» **DATASET EXCERPT**

>>>>>

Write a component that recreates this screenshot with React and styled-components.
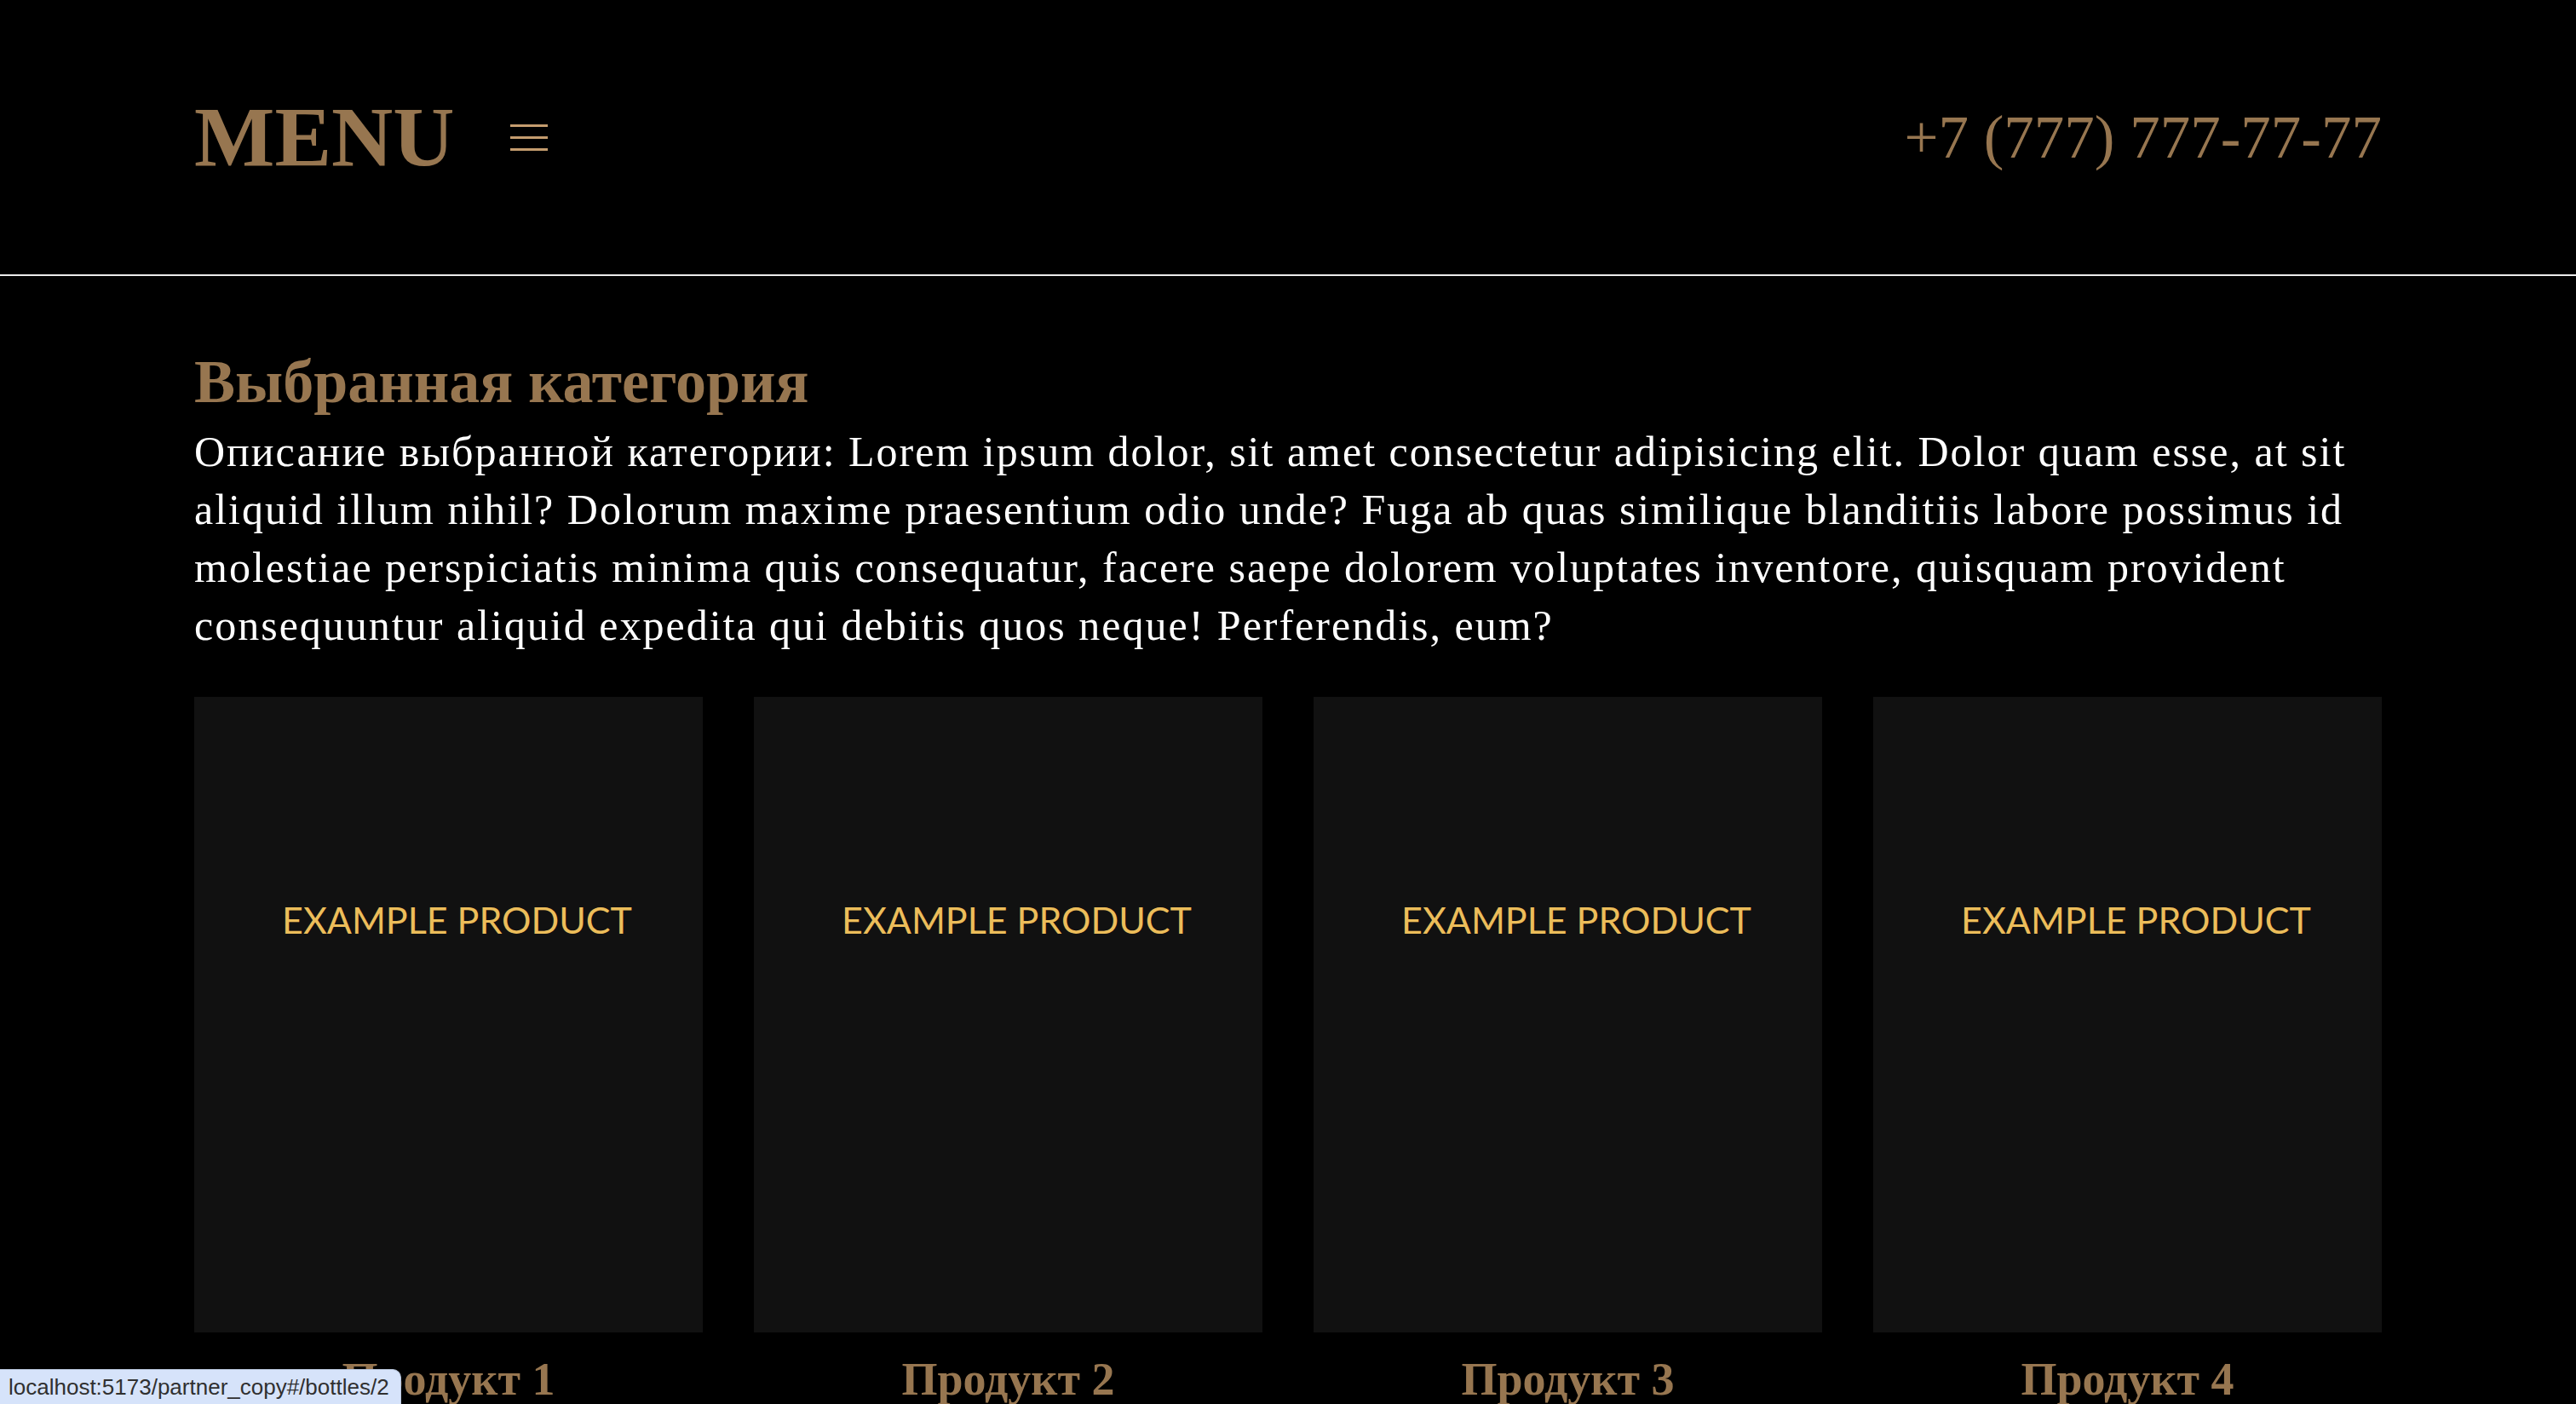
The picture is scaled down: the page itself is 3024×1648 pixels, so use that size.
import React from "react";
import styled, { createGlobalStyle } from "styled-components";

const GlobalStyle = createGlobalStyle`
  body {
    margin: 0;
    background: #000;
    font-family: "Liberation Serif", "Times New Roman", serif;
  }
`;

const products = ["Продукт 1", "Продукт 2", "Продукт 3", "Продукт 4"];

const App = () => {
  return (
    <>
      <GlobalStyle />
      <Page>
        <Header>
          <Brand>
            <Logo>MENU</Logo>
            <Burger aria-label="menu">
              <span />
              <span />
              <span />
            </Burger>
          </Brand>
          <Phone>+7 (777) 777-77-77</Phone>
        </Header>

        <Main>
          <Title>Выбранная категория</Title>
          <Description>
            Описание выбранной категории: Lorem ipsum dolor, sit amet
            consectetur adipisicing elit. Dolor quam esse, at sit aliquid illum
            nihil? Dolorum maxime praesentium odio unde? Fuga ab quas similique
            blanditiis labore possimus id molestiae perspiciatis minima quis
            consequatur, facere saepe dolorem voluptates inventore, quisquam
            provident consequuntur aliquid expedita qui debitis quos neque!
            Perferendis, eum?
          </Description>

          <Grid>
            {products.map((name) => (
              <Product key={name}>
                <Card>
                  <CardLabel>EXAMPLE PRODUCT</CardLabel>
                </Card>
                <ProductName>{name}</ProductName>
              </Product>
            ))}
          </Grid>
        </Main>
      </Page>
      <StatusBubble>localhost:5173/partner_copy#/bottles/2</StatusBubble>
    </>
  );
};

const Page = styled.div`
  min-height: 100vh;
  background: #000;
`;

const Header = styled.header`
  display: flex;
  align-items: center;
  justify-content: space-between;
  height: 324px;
  padding: 0 228px;
  border-bottom: 2px solid #ececec;
  box-sizing: border-box;
`;

const Brand = styled.div`
  display: flex;
  align-items: center;
  gap: 65px;
`;

const Logo = styled.h1`
  margin: 0;
  font-size: 100px;
  line-height: 1;
  font-weight: 700;
  color: #977650;
`;

const Burger = styled.button`
  display: flex;
  flex-direction: column;
  gap: 11px;
  width: 44px;
  padding: 0;
  border: none;
  background: none;
  cursor: pointer;

  > span {
    display: block;
    height: 3px;
    background: #c49c6e;
  }
`;

const Phone = styled.a`
  font-size: 71px;
  line-height: 1;
  color: #977650;
  text-decoration: none;
`;

const Main = styled.main`
  padding: 88px 228px 0;
`;

const Title = styled.h2`
  margin: 0;
  font-size: 72px;
  line-height: 1;
  font-weight: 700;
  color: #977650;
`;

const Description = styled.p`
  margin: 12px 0 0;
  font-size: 50px;
  line-height: 68px;
  letter-spacing: 2px;
  color: #fff;
`;

const Grid = styled.div`
  display: grid;
  grid-template-columns: repeat(4, 1fr);
  gap: 60px;
  margin-top: 50px;
`;

const Product = styled.div`
  display: flex;
  flex-direction: column;
  align-items: center;
`;

const Card = styled.div`
  width: 100%;
  aspect-ratio: 4 / 5;
  background: #111111;
  display: flex;
  justify-content: center;
  padding: 236px 0 0 20px;
  box-sizing: border-box;
`;

const CardLabel = styled.span`
  font-family: Lato, "Open Sans", sans-serif;
  font-weight: 400;
  font-size: 43px;
  line-height: 1.2;
  height: fit-content;
  color: #ecbd5a;
`;

const ProductName = styled.h3`
  margin: 28px 0 0;
  font-size: 54px;
  line-height: 1;
  font-weight: 700;
  color: #977650;
`;

const StatusBubble = styled.div`
  position: fixed;
  left: 0;
  bottom: 0;
  width: 471px;
  height: 41px;
  padding: 0 10px;
  box-sizing: border-box;
  display: flex;
  align-items: center;
  background: #d6e3fa;
  border: 1px solid #b9c6dc;
  border-left: none;
  border-bottom: none;
  border-top-right-radius: 10px;
  font-family: "Liberation Sans", Arial, sans-serif;
  font-size: 26px;
  color: #303030;
`;

export default App;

<<<<<

» **TASK TO CARRY OUT**
Set the listing down in full and exactly. Pictures within it should not appear in the copy.

» **RESULT**
Write a component that recreates this screenshot with React and styled-components.
The picture is scaled down: the page itself is 3024×1648 pixels, so use that size.
import React from "react";
import styled, { createGlobalStyle } from "styled-components";

const GlobalStyle = createGlobalStyle`
  body {
    margin: 0;
    background: #000;
    font-family: "Liberation Serif", "Times New Roman", serif;
  }
`;

const products = ["Продукт 1", "Продукт 2", "Продукт 3", "Продукт 4"];

const App = () => {
  return (
    <>
      <GlobalStyle />
      <Page>
        <Header>
          <Brand>
            <Logo>MENU</Logo>
            <Burger aria-label="menu">
              <span />
              <span />
              <span />
            </Burger>
          </Brand>
          <Phone>+7 (777) 777-77-77</Phone>
        </Header>

        <Main>
          <Title>Выбранная категория</Title>
          <Description>
            Описание выбранной категории: Lorem ipsum dolor, sit amet
            consectetur adipisicing elit. Dolor quam esse, at sit aliquid illum
            nihil? Dolorum maxime praesentium odio unde? Fuga ab quas similique
            blanditiis labore possimus id molestiae perspiciatis minima quis
            consequatur, facere saepe dolorem voluptates inventore, quisquam
            provident consequuntur aliquid expedita qui debitis quos neque!
            Perferendis, eum?
          </Description>

          <Grid>
            {products.map((name) => (
              <Product key={name}>
                <Card>
                  <CardLabel>EXAMPLE PRODUCT</CardLabel>
                </Card>
                <ProductName>{name}</ProductName>
              </Product>
            ))}
          </Grid>
        </Main>
      </Page>
      <StatusBubble>localhost:5173/partner_copy#/bottles/2</StatusBubble>
    </>
  );
};

const Page = styled.div`
  min-height: 100vh;
  background: #000;
`;

const Header = styled.header`
  display: flex;
  align-items: center;
  justify-content: space-between;
  height: 324px;
  padding: 0 228px;
  border-bottom: 2px solid #ececec;
  box-sizing: border-box;
`;

const Brand = styled.div`
  display: flex;
  align-items: center;
  gap: 65px;
`;

const Logo = styled.h1`
  margin: 0;
  font-size: 100px;
  line-height: 1;
  font-weight: 700;
  color: #977650;
`;

const Burger = styled.button`
  display: flex;
  flex-direction: column;
  gap: 11px;
  width: 44px;
  padding: 0;
  border: none;
  background: none;
  cursor: pointer;

  > span {
    display: block;
    height: 3px;
    background: #c49c6e;
  }
`;

const Phone = styled.a`
  font-size: 71px;
  line-height: 1;
  color: #977650;
  text-decoration: none;
`;

const Main = styled.main`
  padding: 88px 228px 0;
`;

const Title = styled.h2`
  margin: 0;
  font-size: 72px;
  line-height: 1;
  font-weight: 700;
  color: #977650;
`;

const Description = styled.p`
  margin: 12px 0 0;
  font-size: 50px;
  line-height: 68px;
  letter-spacing: 2px;
  color: #fff;
`;

const Grid = styled.div`
  display: grid;
  grid-template-columns: repeat(4, 1fr);
  gap: 60px;
  margin-top: 50px;
`;

const Product = styled.div`
  display: flex;
  flex-direction: column;
  align-items: center;
`;

const Card = styled.div`
  width: 100%;
  aspect-ratio: 4 / 5;
  background: #111111;
  display: flex;
  justify-content: center;
  padding: 236px 0 0 20px;
  box-sizing: border-box;
`;

const CardLabel = styled.span`
  font-family: Lato, "Open Sans", sans-serif;
  font-weight: 400;
  font-size: 43px;
  line-height: 1.2;
  height: fit-content;
  color: #ecbd5a;
`;

const ProductName = styled.h3`
  margin: 28px 0 0;
  font-size: 54px;
  line-height: 1;
  font-weight: 700;
  color: #977650;
`;

const StatusBubble = styled.div`
  position: fixed;
  left: 0;
  bottom: 0;
  width: 471px;
  height: 41px;
  padding: 0 10px;
  box-sizing: border-box;
  display: flex;
  align-items: center;
  background: #d6e3fa;
  border: 1px solid #b9c6dc;
  border-left: none;
  border-bottom: none;
  border-top-right-radius: 10px;
  font-family: "Liberation Sans", Arial, sans-serif;
  font-size: 26px;
  color: #303030;
`;

export default App;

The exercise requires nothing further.